I also spent some time checking out the post-Microgramma squarishness of fonts like Earth and Corporate Image, which employ their slices opportunistically to add distinctiveness and style. I especially love how these fonts open themselves up to the interplay of uppercase and lowercase forms, something I tried to build into Megawarp’s unicase. Using stylistic sets, you can adjust the dial from standard all-caps to a futuristic uncial of sorts:
I started Megawarp using the laser beam approach, but I quickly found myself deviating from it. I developed a loose set of rules to how I would apply slices, which are as follows:
A slice can’t be arbitrary—it has to happen at some “event” in the letterform, like a stroke ending or intersection.
A letter must get sliced somewhere unless that slice will make it indistinguishable from another letter.
If it’s possible to slice a letter in the upper left quadrant, do it. If not, slice it in the lower left quadrant. Strokes on the right side of the letter generally don’t get a slice unless they need one.
There’s not much more to it! The structure of the letterform influences the location of the slice, and the location of the slice influences the structure of the letterform.
The design is so modular and cut-and-pastey that it was easy for me to iterate on it, try out four or five versions of a letter and see what worked best. (I left a lot of these extra glyphs in the font as alternates…I should probably pare them down eventually.)
When you look at a negative shape in Megawarp, you can never really be sure if you’re looking at a slice or a counterform. Take the default capital A above, for example. Do you see it as a typical capital A with a slice in the upper left? Or do you see it as a lowercase a, with the bottom stroke missing?
This ambiguity led me to some unexpected solutions. On its face, the lowercase e zig-zags like a z, and the three-pronged a looks like a bizarre, stylized numeral 3. If you dig, you’ll find an alternate S that looks more like a backwards C.
These characters are a bit difficult to decipher on their own, but I think they start to work in context—it’s almost as if the more conventional letters help you acclimate to the less conventional ones in real time. (I confess, I still wonder if the default a is a bridge too far, and I might consider swapping it out for a more conventional form in the future. But I figured I should go with my gut at first and pull back later if necessary!)
All of this is to say, this font is meant to be played with. The font has loads of alternates, a huge x-height, and I drew the uppercase and lowercase with the same spacing and vertical stem weights so that you can mix them together as you see fit. (The lowercase i is literally the uppercase I with a slice through it.)
And it might be a bit on the nose with the whole sci-fi theme, but I couldn’t resist including Oblique and Backslanted styles. Feel free to add outlines and drop shades to your heart’s content!

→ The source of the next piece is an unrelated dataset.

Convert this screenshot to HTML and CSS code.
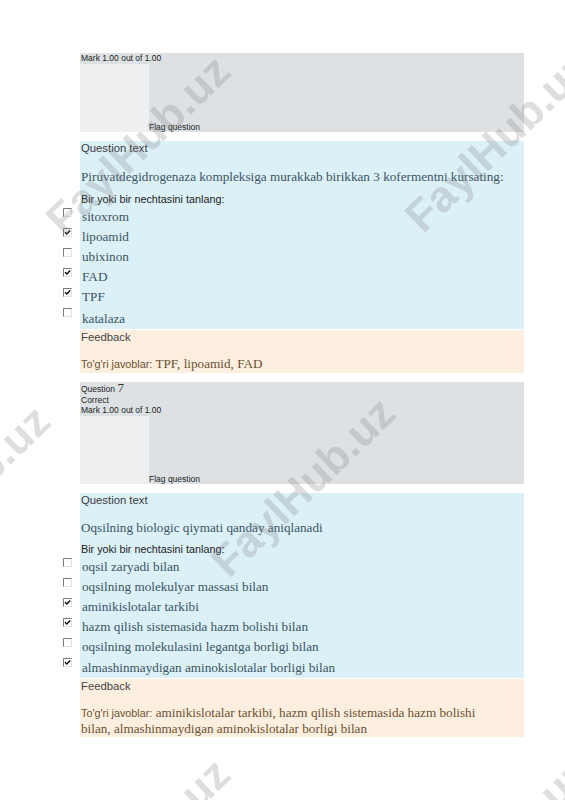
FILE: index.html
```html
<!DOCTYPE html>
<html lang="uz">
<head>
<meta charset="utf-8">
<title>Quiz review</title>
<link rel="stylesheet" href="styles.css">
</head>
<body>
<div class="page">
  <div class="info">
    <div class="info-line">Mark 1.00 out of 1.00</div>
    <div class="flag-row"><div class="flag-col"></div><div class="flag-text">Flag question</div></div>
  </div>

  <div class="qtext">
    <div class="label">Question text</div>
    <p class="question">Piruvatdegidrogenaza kompleksiga murakkab birikkan 3 kofermentni kursating:</p>
    <div class="prompt">Bir yoki bir nechtasini tanlang:</div>
    <div class="options">
      <div class="option"><span class="cb"><svg width="9" height="9" viewBox="0 0 9 9"><rect x="0.5" y="0.5" width="8" height="8" fill="#fff" stroke="#e2e2e2"/><path d="M0.5 8.5V0.5H8.5" fill="none" stroke="#7a7a7a"/></svg></span><span class="opt-label">sitoxrom</span></div>
      <div class="option"><span class="cb"><svg width="9" height="9" viewBox="0 0 9 9"><rect x="0.5" y="0.5" width="8" height="8" fill="#fff" stroke="#e2e2e2"/><path d="M0.5 8.5V0.5H8.5" fill="none" stroke="#7a7a7a"/><path d="M2 4.2l1.8 1.8 3.4-3.6" fill="none" stroke="#111" stroke-width="1.5"/></svg></span><span class="opt-label">lipoamid</span></div>
      <div class="option"><span class="cb"><svg width="9" height="9" viewBox="0 0 9 9"><rect x="0.5" y="0.5" width="8" height="8" fill="#fff" stroke="#e2e2e2"/><path d="M0.5 8.5V0.5H8.5" fill="none" stroke="#7a7a7a"/></svg></span><span class="opt-label">ubixinon</span></div>
      <div class="option"><span class="cb"><svg width="9" height="9" viewBox="0 0 9 9"><rect x="0.5" y="0.5" width="8" height="8" fill="#fff" stroke="#e2e2e2"/><path d="M0.5 8.5V0.5H8.5" fill="none" stroke="#7a7a7a"/><path d="M2 4.2l1.8 1.8 3.4-3.6" fill="none" stroke="#111" stroke-width="1.5"/></svg></span><span class="opt-label">FAD</span></div>
      <div class="option"><span class="cb"><svg width="9" height="9" viewBox="0 0 9 9"><rect x="0.5" y="0.5" width="8" height="8" fill="#fff" stroke="#e2e2e2"/><path d="M0.5 8.5V0.5H8.5" fill="none" stroke="#7a7a7a"/><path d="M2 4.2l1.8 1.8 3.4-3.6" fill="none" stroke="#111" stroke-width="1.5"/></svg></span><span class="opt-label">TPF</span></div>
      <div class="option option-last"><span class="cb"><svg width="9" height="9" viewBox="0 0 9 9"><rect x="0.5" y="0.5" width="8" height="8" fill="#fff" stroke="#e2e2e2"/><path d="M0.5 8.5V0.5H8.5" fill="none" stroke="#7a7a7a"/></svg></span><span class="opt-label">katalaza</span></div>
    </div>
  </div>

  <div class="feedback">
    <div class="label">Feedback</div>
    <p class="answer"><span class="answer-lead">To'g'ri javoblar:</span> TPF, lipoamid, FAD</p>
  </div>

  <div class="info info-second">
    <div class="info-line info-qno">Question <span class="qno-num">7</span></div>
    <div class="info-line">Correct</div>
    <div class="info-line">Mark 1.00 out of 1.00</div>
    <div class="flag-row"><div class="flag-col"></div><div class="flag-text">Flag question</div></div>
  </div>

  <div class="qtext qtext-tight">
    <div class="label">Question text</div>
    <p class="question">Oqsilning biologic qiymati qanday aniqlanadi</p>
    <div class="prompt">Bir yoki bir nechtasini tanlang:</div>
    <div class="options">
      <div class="option"><span class="cb"><svg width="9" height="9" viewBox="0 0 9 9"><rect x="0.5" y="0.5" width="8" height="8" fill="#fff" stroke="#e2e2e2"/><path d="M0.5 8.5V0.5H8.5" fill="none" stroke="#7a7a7a"/></svg></span><span class="opt-label">oqsil zaryadi bilan</span></div>
      <div class="option"><span class="cb"><svg width="9" height="9" viewBox="0 0 9 9"><rect x="0.5" y="0.5" width="8" height="8" fill="#fff" stroke="#e2e2e2"/><path d="M0.5 8.5V0.5H8.5" fill="none" stroke="#7a7a7a"/></svg></span><span class="opt-label">oqsilning molekulyar massasi bilan</span></div>
      <div class="option"><span class="cb"><svg width="9" height="9" viewBox="0 0 9 9"><rect x="0.5" y="0.5" width="8" height="8" fill="#fff" stroke="#e2e2e2"/><path d="M0.5 8.5V0.5H8.5" fill="none" stroke="#7a7a7a"/><path d="M2 4.2l1.8 1.8 3.4-3.6" fill="none" stroke="#111" stroke-width="1.5"/></svg></span><span class="opt-label">aminikislotalar tarkibi</span></div>
      <div class="option"><span class="cb"><svg width="9" height="9" viewBox="0 0 9 9"><rect x="0.5" y="0.5" width="8" height="8" fill="#fff" stroke="#e2e2e2"/><path d="M0.5 8.5V0.5H8.5" fill="none" stroke="#7a7a7a"/><path d="M2 4.2l1.8 1.8 3.4-3.6" fill="none" stroke="#111" stroke-width="1.5"/></svg></span><span class="opt-label">hazm qilish sistemasida hazm bolishi bilan</span></div>
      <div class="option"><span class="cb"><svg width="9" height="9" viewBox="0 0 9 9"><rect x="0.5" y="0.5" width="8" height="8" fill="#fff" stroke="#e2e2e2"/><path d="M0.5 8.5V0.5H8.5" fill="none" stroke="#7a7a7a"/></svg></span><span class="opt-label">oqsilning molekulasini legantga borligi bilan</span></div>
      <div class="option option-last"><span class="cb"><svg width="9" height="9" viewBox="0 0 9 9"><rect x="0.5" y="0.5" width="8" height="8" fill="#fff" stroke="#e2e2e2"/><path d="M0.5 8.5V0.5H8.5" fill="none" stroke="#7a7a7a"/><path d="M2 4.2l1.8 1.8 3.4-3.6" fill="none" stroke="#111" stroke-width="1.5"/></svg></span><span class="opt-label">almashinmaydigan aminokislotalar borligi bilan</span></div>
    </div>
  </div>

  <div class="feedback">
    <div class="label">Feedback</div>
    <p class="answer answer-wrap"><span class="answer-lead">To'g'ri javoblar:</span> aminikislotalar tarkibi, hazm qilish sistemasida hazm bolishi bilan, almashinmaydigan aminokislotalar borligi bilan</p>
  </div>
</div>

<div class="watermarks" aria-hidden="true">
  <span class="wm wm-a1">FaylHub.uz</span>
  <span class="wm wm-a2">FaylHub.uz</span>
  <span class="wm wm-b1">FaylHub.uz</span>
  <span class="wm wm-b2">FaylHub.uz</span>
  <span class="wm wm-c1">FaylHub.uz</span>
  <span class="wm wm-c2">FaylHub.uz</span>
</div>
</body>
</html>
```

FILE: styles.css
```css
html, body {
  margin: 0;
  padding: 0;
  background: #ffffff;
}

body {
  font-family: "Liberation Sans", Arial, sans-serif;
  color: #222;
}

.page {
  width: 444px;
  margin-left: 80px;
  padding-top: 53px;
}

/* grey info block */
.info {
  background: #dee1e4;
}

.info-second {
  margin-top: 9px;
}

.info-line {
  font-size: 8.5px;
  line-height: 10.5px;
  padding-left: 1px;
  color: #222;
}

.info-qno {
  line-height: 12px;
}

.qno-num {
  font-family: "Liberation Serif", "Times New Roman", serif;
  font-size: 13px;
  color: #333;
}

.flag-row {
  display: flex;
  height: 68px;
}

.flag-col {
  width: 69px;
  background: #eeeff0;
}

.flag-text {
  align-self: flex-end;
  font-size: 8.5px;
  line-height: 9px;
  color: #222;
}

/* question text block */
.qtext {
  background: #dcf0f8;
  margin-top: 9px;
}

.label {
  font-size: 11.3px;
  line-height: 15px;
  padding-left: 1px;
  color: #3a3a3a;
}

.question {
  margin: 11px 0 0;
  padding-left: 1px;
  font-family: "Liberation Serif", "Times New Roman", serif;
  font-size: 13.2px;
  line-height: 20px;
  color: #3a5462;
}

.qtext-tight .question {
  margin-top: 10px;
}

.qtext-tight .prompt {
  margin-top: 3px;
}

.prompt {
  margin-top: 4px;
  padding-left: 1px;
  font-size: 10.8px;
  line-height: 16px;
  color: #222;
}

.options {
  margin-left: -20px;
}

.option {
  display: flex;
  height: 20px;
}

.option-last {
  height: 22px;
}

.qtext-tight .option-last {
  height: 21px;
}

.cb {
  width: 20px;
  height: 16px;
  flex: none;
  box-sizing: border-box;
  padding: 1px 0 0 3px;
  background: #ffffff;
}

.cb svg {
  display: block;
}

.opt-label {
  padding-left: 2px;
  font-family: "Liberation Serif", "Times New Roman", serif;
  font-size: 13.2px;
  line-height: 20px;
  color: #3a5462;
}

.option-last .opt-label {
  padding-top: 2px;
}

.qtext-tight .option-last .opt-label {
  padding-top: 1px;
}

/* feedback block */
.feedback {
  background: #fdefdf;
  margin-top: 1px;
  padding-bottom: 1px;
}

.feedback .label {
  color: #444;
}

.answer {
  margin: 11px 0 0;
  padding-left: 1px;
  font-family: "Liberation Serif", "Times New Roman", serif;
  font-size: 13.2px;
  line-height: 15px;
  color: #6b5030;
}

.answer-wrap {
  max-width: 410px;
}

.answer-lead {
  font-family: "Liberation Sans", Arial, sans-serif;
  font-size: 10.8px;
}

/* watermark overlay */
.watermarks {
  position: fixed;
  top: 0;
  left: 0;
  width: 565px;
  height: 800px;
  overflow: hidden;
  pointer-events: none;
}

.wm {
  position: absolute;
  font-family: "Liberation Sans", Arial, sans-serif;
  font-weight: bold;
  font-size: 44px;
  line-height: 1;
  white-space: nowrap;
  color: rgba(128, 128, 128, 0.26);
  transform: translate(-50%, -50%) rotate(-44deg);
}

.wm-a1 { left: 138px; top: 145px; }
.wm-a2 { left: 497px; top: 142px; }
.wm-b1 { left: -42px; top: 495px; }
.wm-b2 { left: 303px; top: 487px; }
.wm-c1 { left: 138px; top: 848px; }
.wm-c2 { left: 497px; top: 848px; }
```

This font is a perfect example of why, nine years in, I think it is still worthwhile to make monthly fonts for you. I was treading water all month, unable to make progress on anything, but the approaching deadline forced me to toss my plans out the window and just make something. And once I got some momentum going, things really started to flow.
Is it the most original thing in the world? Probably not. But I think there are a few inspired moments in there, and I certainly hope that you have as much fun with this one as I did. Warp speed ahead!

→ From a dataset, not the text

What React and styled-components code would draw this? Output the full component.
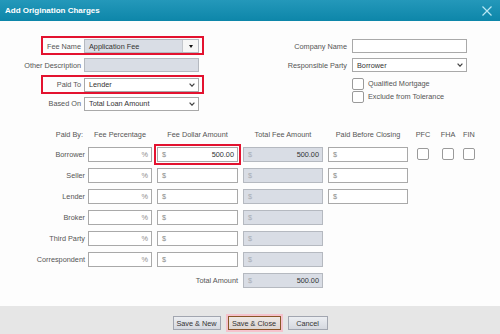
import React from "react";
import styled, { createGlobalStyle, css } from "styled-components";

const GlobalStyle = createGlobalStyle`
  html, body { margin: 0; padding: 0; }
  body { font-family: "Liberation Sans", Arial, sans-serif; background: #fdfdfd; }
`;

const Dialog = styled.div`
  width: 500px;
  height: 334px;
  display: flex;
  flex-direction: column;
  background: #fdfdfd;
  overflow: hidden;
  font-size: 7.3px;
  color: #555;
`;

const TitleBar = styled.div`
  height: 21px;
  flex: none;
  display: flex;
  align-items: center;
  justify-content: space-between;
  padding: 0 8px 0 5px;
  background: linear-gradient(#2498ba, #0d86a9);
`;

const Title = styled.div`
  color: #fff;
  font-weight: bold;
  font-size: 8px;
`;

const CloseIcon = styled.svg`
  width: 10px;
  height: 10px;
  display: block;
`;

const Body = styled.div`
  flex: 1;
  display: flex;
  flex-direction: column;
`;

const TopSection = styled.div`
  display: flex;
  align-items: flex-start;
  gap: 58px;
  padding-top: 18px;
`;

const FormColumn = styled.div`
  display: flex;
  flex-direction: column;
  gap: 5.3px;
`;

const marked = css`
  &::after {
    content: "";
    position: absolute;
    left: ${(p) => p.$markLeft}px;
    right: -5px;
    top: -3px;
    bottom: -2px;
    border: 2px solid #e3122f;
    pointer-events: none;
  }
`;

const FieldRow = styled.div`
  position: relative;
  display: grid;
  grid-template-columns: ${(p) => p.$labelW}px 115px;
  column-gap: ${(p) => p.$gap}px;
  align-items: center;
  min-height: 14px;
  ${(p) => p.$mark && marked}
`;

const Label = styled.div`
  text-align: right;
  white-space: nowrap;
  color: #555;
  font-size: 7.3px;
`;

const Box = styled.div`
  position: relative;
  height: 14px;
  box-sizing: border-box;
  border: 1px solid ${(p) => (p.$grey ? "#b5b9c0" : "#a9a9a9")};
  background: ${(p) => (p.$grey ? "#d9dde5" : "#fff")};
  display: flex;
  align-items: center;
  justify-content: space-between;
  padding: 0 3px 0 4px;
  color: #333;
  font-size: 7.3px;
  white-space: nowrap;
  ${(p) =>
    p.$redBox &&
    css`
      &::after {
        content: "";
        position: absolute;
        inset: -4px -4px -4px -4px;
        border: 2px solid #e3122f;
        pointer-events: none;
      }
    `}
`;

const Combo = styled(Box)`
  padding-right: 0;
`;

const DropButton = styled.div`
  width: 15px;
  height: 100%;
  border-left: 1px solid #c4c7cc;
  background: #f6f6f6;
  display: flex;
  align-items: center;
  justify-content: center;
`;

const Triangle = styled.span`
  width: 0;
  height: 0;
  border-left: 2.5px solid transparent;
  border-right: 2.5px solid transparent;
  border-top: 3px solid #111;
`;

const Chevron = () => (
  <svg width="6" height="4" viewBox="0 0 6 4" style={{ display: "block" }}>
    <polyline points="0.6,0.6 3,3.2 5.4,0.6" fill="none" stroke="#444" strokeWidth="1.2" />
  </svg>
);

const CheckList = styled.div`
  display: flex;
  flex-direction: column;
  gap: 1px;
`;

const CheckLine = styled.label`
  display: flex;
  align-items: center;
  gap: 4px;
  color: #555;
  font-size: 7.3px;
`;

const CheckBox = styled.span`
  width: 12px;
  height: 12px;
  box-sizing: border-box;
  border: 1px solid #9a9a9a;
  border-radius: 2px;
  background: #fff;
  display: inline-block;
  flex: none;
`;

const TableGrid = styled.div`
  display: grid;
  grid-template-columns: 83px 64px 81px 80px 80px 20px 20px 11px;
  column-gap: 5px;
  grid-auto-rows: 15px;
  row-gap: 6px;
  align-items: center;
  margin-top: 15px;
`;

const HeadCell = styled.div`
  align-self: end;
  padding-bottom: 2px;
  text-align: ${(p) => (p.$right ? "right" : "center")};
  white-space: nowrap;
  color: #555;
  font-size: 7.3px;
`;

const RowLabel = styled(Label)`
  grid-column: ${(p) => p.$span || "auto"};
  margin-right: ${(p) => (p.$span ? 0 : -2)}px;
`;

const TBox = styled(Box)`
  height: 15px;
`;

const Muted = styled.span`
  color: ${(p) => (p.$light ? "#a8acb3" : "#8a8a8a")};
`;

const CheckCell = styled.div`
  display: flex;
  justify-content: center;
`;

const Footer = styled.div`
  height: 28px;
  flex: none;
  margin-top: auto;
  background: #e6e6e6;
  display: flex;
  justify-content: center;
  align-items: flex-start;
  gap: 7px;
  padding-top: 10px;
  box-sizing: border-box;
`;

const Button = styled.button`
  width: ${(p) => p.$w}px;
  height: 14px;
  padding: 0;
  box-sizing: border-box;
  font-family: "Liberation Sans", Arial, sans-serif;
  font-size: 7.3px;
  color: #333;
  border: 1px solid ${(p) => (p.$primary ? "#8a5526" : "#a2a6b0")};
  background: ${(p) =>
    p.$primary ? "linear-gradient(#eee8e4, #ddd6d2)" : "linear-gradient(#eceef2, #d5d8df)"};
  box-shadow: ${(p) => (p.$primary ? "0 0 0 2px #f5c3cd" : "none")};
  white-space: nowrap;
`;

const rows = [
  { name: "Borrower", amount: "500.00", paid: true, checks: true, mark: true },
  { name: "Seller", paid: true },
  { name: "Lender", paid: true },
  { name: "Broker" },
  { name: "Third Party" },
  { name: "Correspondent" },
];

export default function App() {
  return (
    <>
      <GlobalStyle />
      <Dialog>
        <TitleBar>
          <Title>Add Origination Charges</Title>
          <CloseIcon viewBox="0 0 10 10">
            <path d="M0.5 0.5 L9.5 9.5 M9.5 0.5 L0.5 9.5" stroke="#b9e7f4" strokeWidth="1.2" fill="none" />
          </CloseIcon>
        </TitleBar>
        <Body>
          <TopSection>
            <FormColumn>
              <FieldRow $labelW={81} $gap={3} $mark $markLeft={41}>
                <Label>Fee Name</Label>
                <Combo $grey>
                  <span>Application Fee</span>
                  <DropButton>
                    <Triangle />
                  </DropButton>
                </Combo>
              </FieldRow>
              <FieldRow $labelW={81} $gap={3}>
                <Label>Other Description</Label>
                <Box $grey />
              </FieldRow>
              <FieldRow $labelW={81} $gap={3} $mark $markLeft={41}>
                <Label>Paid To</Label>
                <Box>
                  <span>Lender</span>
                  <Chevron />
                </Box>
              </FieldRow>
              <FieldRow $labelW={81} $gap={3}>
                <Label>Based On</Label>
                <Box>
                  <span>Total Loan Amount</span>
                  <Chevron />
                </Box>
              </FieldRow>
            </FormColumn>
            <FormColumn>
              <FieldRow $labelW={90} $gap={5}>
                <Label>Company Name</Label>
                <Box />
              </FieldRow>
              <FieldRow $labelW={90} $gap={5}>
                <Label>Responsible Party</Label>
                <Box>
                  <span>Borrower</span>
                  <Chevron />
                </Box>
              </FieldRow>
              <FieldRow $labelW={90} $gap={5}>
                <span />
                <CheckList>
                  <CheckLine>
                    <CheckBox />
                    Qualified Mortgage
                  </CheckLine>
                  <CheckLine>
                    <CheckBox />
                    Exclude from Tolerance
                  </CheckLine>
                </CheckList>
              </FieldRow>
            </FormColumn>
          </TopSection>

          <TableGrid>
            <HeadCell $right>Paid By:</HeadCell>
            <HeadCell>Fee Percentage</HeadCell>
            <HeadCell>Fee Dollar Amount</HeadCell>
            <HeadCell>Total Fee Amount</HeadCell>
            <HeadCell>Paid Before Closing</HeadCell>
            <HeadCell>PFC</HeadCell>
            <HeadCell>FHA</HeadCell>
            <HeadCell>FIN</HeadCell>

            {rows.map((r) => (
              <React.Fragment key={r.name}>
                <RowLabel>{r.name}</RowLabel>
                <TBox style={{ justifyContent: "flex-end" }}>
                  <Muted>%</Muted>
                </TBox>
                <TBox $redBox={r.mark}>
                  <Muted>$</Muted>
                  {r.amount && <span>{r.amount}</span>}
                </TBox>
                <TBox $grey>
                  <Muted $light>$</Muted>
                  {r.amount && <span>{r.amount}</span>}
                </TBox>
                {r.paid ? (
                  <TBox>
                    <Muted>$</Muted>
                  </TBox>
                ) : (
                  <span />
                )}
                {r.checks ? (
                  <>
                    <CheckCell><CheckBox /></CheckCell>
                    <CheckCell><CheckBox /></CheckCell>
                    <CheckCell><CheckBox /></CheckCell>
                  </>
                ) : (
                  <>
                    <span />
                    <span />
                    <span />
                  </>
                )}
              </React.Fragment>
            ))}

            <span />
            <RowLabel $span="2 / 4">Total Amount</RowLabel>
            <TBox $grey>
              <Muted $light>$</Muted>
              <span>500.00</span>
            </TBox>
          </TableGrid>

          <Footer>
            <Button $w={48}>Save &amp; New</Button>
            <Button $w={53} $primary>Save &amp; Close</Button>
            <Button $w={40}>Cancel</Button>
          </Footer>
        </Body>
      </Dialog>
    </>
  );
}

Fit is a typeface that is primarily focused on filling space, a quality it shares with the Square Kufi style of Arabic calligraphy. In her interpretation, Sahar was able to build on this rich calligraphic tradition, without being constrained by it. The result is an inventive and modern take on the Arabic script that deftly employs Fit’s design language of curves and divets to make the bold, brash letterforms extra flavorful (and hopefully extra legible, too).
So…I know I said I was going to send you more Lithographer Text this month, but the universe had other plans. (In other words, I boneheadedly overwrote a bunch of my work on it earlier this week, without backing it up.)

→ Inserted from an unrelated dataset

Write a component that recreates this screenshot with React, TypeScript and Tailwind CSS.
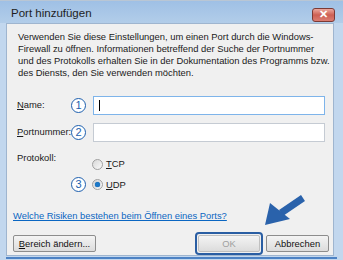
import React from 'react';

const font = { fontFamily: '"Liberation Sans", Arial, sans-serif' };

function Badge({ n }: { n: string }) {
  return (
    <span className="flex h-[15px] w-[15px] items-center justify-center rounded-full border border-[#1d5fae] bg-white text-[11px] leading-none text-[#1d5fae]">
      {n}
    </span>
  );
}

function Radio({ checked }: { checked?: boolean }) {
  return (
    <span className="flex h-[11px] w-[11px] items-center justify-center rounded-full border border-[#a0a0a0] bg-gradient-to-br from-[#d8d8d8] to-[#fafafa]">
      {checked && <span className="h-[5px] w-[5px] rounded-full bg-[#1b78c8] shadow-[0_0_1px_#0d4f8f]" />}
    </span>
  );
}

function Button({ children, className = '' }: { children: React.ReactNode; className?: string }) {
  return (
    <div
      className={`flex h-[17px] items-center justify-center rounded-[2px] border bg-gradient-to-b from-[#f4f4f4] to-[#dcdcdc] text-[9.4px] ${className}`}
    >
      {children}
    </div>
  );
}

export default function App() {
  return (
    <div className="relative h-[260px] w-[343px] overflow-hidden bg-[#c2d7ee]" style={font}>
      {/* title bar */}
      <div className="flex h-[23px] items-center justify-between border-t border-[#b9c6d4] bg-gradient-to-b from-[#9fc0e5] to-[#b2cde9] pl-[11px] pr-[8px]">
        <span className="pt-[4px] text-[11.5px] text-[#1e1e1e]">Port hinzufügen</span>
        <div className="mt-[5px] flex h-[14px] w-[23px] items-center justify-center rounded-[3px] border border-[#7c3a35] bg-gradient-to-b from-[#eba89f] via-[#cd5f53] to-[#dc7d72] text-[11px] font-bold leading-none text-white">
          ✕
        </div>
      </div>

      {/* client area */}
      <div className="mx-[6px] flex h-[233px] w-[328px] flex-col border border-[#9fb5cf] bg-[#f0f0f0] pl-[10px] text-[9.4px] text-[#1a1a1a]">
        <div className="mt-[7px] whitespace-nowrap pl-[1px] leading-[12px]">
          <div>Verwenden Sie diese Einstellungen, um einen Port durch die Windows-</div>
          <div>Firewall zu öffnen. Informationen betreffend der Suche der Portnummer</div>
          <div>und des Protokolls erhalten Sie in der Dokumentation des Programms bzw.</div>
          <div>des Diensts, den Sie verwenden möchten.</div>
        </div>

        <div className="mt-[17px] flex items-center">
          <span className="w-[54px]">
            <u>N</u>ame:
          </span>
          <Badge n="1" />
          <div className="ml-[7px] flex h-[19px] w-[232px] items-center border border-[#7eb4ea] bg-white pl-[5px]">
            <span className="h-[11px] w-px bg-black" />
          </div>
        </div>

        <div className="mt-[8px] flex items-center">
          <span className="w-[54px] whitespace-nowrap">
            <u>P</u>ortnummer:
          </span>
          <Badge n="2" />
          <div className="ml-[7px] h-[19px] w-[232px] border border-[#c5cbd3] bg-white" />
        </div>

        <div className="mt-[10px] flex items-start">
          <span className="w-[75px] leading-[12px]">Protokoll:</span>
          <div className="mt-[5px] flex items-center gap-[3px]">
            <Radio />
            <span>
              <u>T</u>CP
            </span>
          </div>
        </div>

        <div className="mt-[6px] flex items-center">
          <span className="w-[54px]" />
          <Badge n="3" />
          <div className="ml-[6px] flex items-center gap-[3px]">
            <Radio checked />
            <span>
              <u>U</u>DP
            </span>
          </div>
        </div>

        <div className="-ml-[4px] mt-[18px] text-[#0a66c2] underline leading-[12px]">
          Welche Risiken bestehen beim Öffnen eines Ports?
        </div>

        <div className="-ml-[4px] mt-[10px] flex items-center pr-[4px]">
          <Button className="w-[83px] border-[#8d8d8d] text-[#111]">
            <span>
              <u>B</u>ereich ändern...
            </span>
          </Button>
          <div className="ml-auto rounded-[4px] border-2 border-[#2a5ea3] p-[1px]">
            <Button className="w-[62px] border-[#c0c0c0] text-[#a0a0a0]">OK</Button>
          </div>
          <Button className="ml-[3px] w-[63px] border-[#8d8d8d] text-[#111]">Abbrechen</Button>
        </div>
      </div>
      <div className="mx-[6px] mt-[1px] h-[2px] bg-[#4d82c4]" />

      {/* pointer arrow */}
      <svg className="absolute left-0 top-0" width="343" height="260" viewBox="0 0 343 260">
        <line x1="303" y1="198" x2="281" y2="213" stroke="#2a62ab" strokeWidth="7" />
        <polygon points="265,225 270,203 290,219" fill="#2a62ab" />
      </svg>
    </div>
  );
}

I debated sending you what I do have, but it’s just not quite ready for primetime. I always struggle with how “beta” club releases should be. My goal is to send you a slightly doughy cookie each month—something underbaked enough to be nice and chewy, but not so much that you end up with food poisoning.
So while Lithographer Text sits in the oven for a little longer, I’m sending you a little something that has been in the slow-cooker since 2010. This is Baby Condor: a cut of my sparkly, contrasty typeface Condor that is, well, less sparkly and contrasty.
It’s always easy to complain about “blanding” and the ubiquity of corporate sans serifs (and believe me I do!). But I certainly understand the appeal of a one-size-fits-all typeface that works as well on a smartwatch as it does on a billboard.
I would love for a stylized design like Condor to be a viable alternative to these branding sans serifs, but I know it is not. Condor is a really finicky design, especially when it comes to size. If you set it just a bit too small, it gets tough on the eyes very quickly. A separate small-size version is the only way for a family like that to even try to compete.
I first imagined a small-size version of Condor shortly after its release in 2010, and I drew it following the approach taken by Font Bureau’s Reading Edge Series. In addition to the lower contrast, it also has a bigger x-height and looser spacing. Its weights, particularly the difference between Regular and Bold, are tuned for harmonious paragraphs instead of punchy headlines.
Even though it follows the small-optical-size playbook, I still think of Baby Condor as a text-ified display font, rather than a true text font (if that makes any sense). I’m not hoping to read any books set in Baby Condor, but I can see it doing a lot that the original Condor could not.
For example, the Canadian Space Agency also uses Condor for supporting text in a lot of their videos, and have wisely tracked it out when it gets on the small side. My hope is that Baby Condor will offer a more robust alternative to Condor in situations like these, while still preserving plenty of the family’s distinctive flavor.